Driverless AI allows you to explore S3 data sources from within the Driverless AI application. This section provides instructions for configuring Driverless AI to work with S3.

Description of Configuration Attributes

  • aws_access_key_id: The S3 access key ID
  • aws_secret_access_key: The S3 access key
  • aws_role_arn: The Amazon Resource Name
  • aws_default_region: The region to use when the aws_s3_endpoint_url option is not set. This is ignored when aws_s3_endpoint_url is set.
  • aws_s3_endpoint_url: The endpoint URL that will be used to access S3.
  • aws_use_ec2_role_credentials: If set to true, the S3 Connector will try to to obtain credentials associated with the role attached to the EC2 instance.
  • s3_init_path: The starting S3 path that will be displayed in UI S3 browser.

Start Driverless AI

The following sections describes how to enable the S3 data connector when starting Driverless AI in Docker. This can done by specifying each environment variable in the nvidia-docker run command or by editing the configuration options in the config.toml file and then specifying that file in the nvidia-docker run command.

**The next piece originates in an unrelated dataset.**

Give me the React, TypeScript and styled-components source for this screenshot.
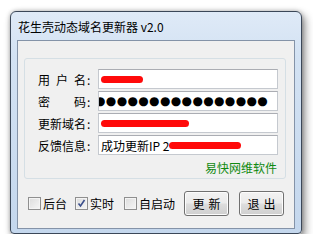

Enable S3 with No Authentication

This example enables the S3 data connector and disables authentication. It does not pass any S3 access key or secret; however it configures Docker DNS by passing the name and IP of the S3 name node. This allows users to reference data stored in S3 directly using the name node address, for example: s3://name.node/datasets/iris.csv. Replace TAG below with the image tag.

nvidia-docker run \
            --shm-size=256m \
            --add-host name.node:172.16.2.186 \
            -e DRIVERLESS_AI_ENABLED_FILE_SYSTEMS="file,s3" \
            -p 12345:12345 \
            --init -it --rm \
            -v /tmp/dtmp/:/tmp \
            -v /tmp/dlog/:/log \
            -v /tmp/dlicense/:/license \
            -v /tmp/ddata/:/data \
            -u $(id -u):$(id -g) \
            h2oai/dai-centos7-x86_64:TAG

Enable S3 with Authentication

This example enables the S3 data connector with authentication by passing an S3 access key ID and an access key. It also configures Docker DNS by passing the name and IP of the S3 name node. This allows users to reference data stored in S3 directly using the name node address, for example: s3://name.node/datasets/iris.csv. Replace TAG below with the image tag.

nvidia-docker run \
        --shm-size=256m \
        --add-host name.node:172.16.2.186 \
        -e DRIVERLESS_AI_ENABLED_FILE_SYSTEMS="file,s3" \
        -e DRIVERLESS_AI_AWS_ACCESS_KEY_ID="<access_key_id>" \
        -e DRIVERLESS_AI_AWS_SECRET_ACCESS_KEY="<access_key>" \
        -p 12345:12345 \
        --init -it --rm \
        -v /tmp/dtmp/:/tmp \
        -v /tmp/dlog/:/log \
        -v /tmp/dlicense/:/license \
        -v /tmp/ddata/:/data \
        -u $(id -u):$(id -g) \
        h2oai/dai-centos7-x86_64:TAG

Start DAI by Updating the config.toml File

This example shows how to configure S3 options in the config.toml file, and then specify that file when starting Driverless AI in Docker. Note that this example enables S3 with no authentication.

  1. Configure the Driverless AI config.toml file. Set the following configuration options.
  • enabled_file_systems = "file, upload, s3"
  1. Mount the config.toml file into the Docker container.
nvidia-docker run \
  --pid=host \
  --init \
  --rm \
  --shm-size=256m \
  --add-host name.node:172.16.2.186 \
  -e DRIVERLESS_AI_CONFIG_FILE=/path/in/docker/config.toml
  -p 12345:12345 \
  -v /local/path/to/config.toml:/path/in/docker/config.toml
  -v /etc/passwd:/etc/passwd:ro \
  -v /etc/group:/etc/group:ro \
  -v /tmp/dtmp/:/tmp \
  -v /tmp/dlog/:/log \
  -v /tmp/dlicense/:/license \
  -v /tmp/ddata/:/data \
  -u $(id -u):$(id -g) \
  h2oai/dai-centos7-x86_64:TAG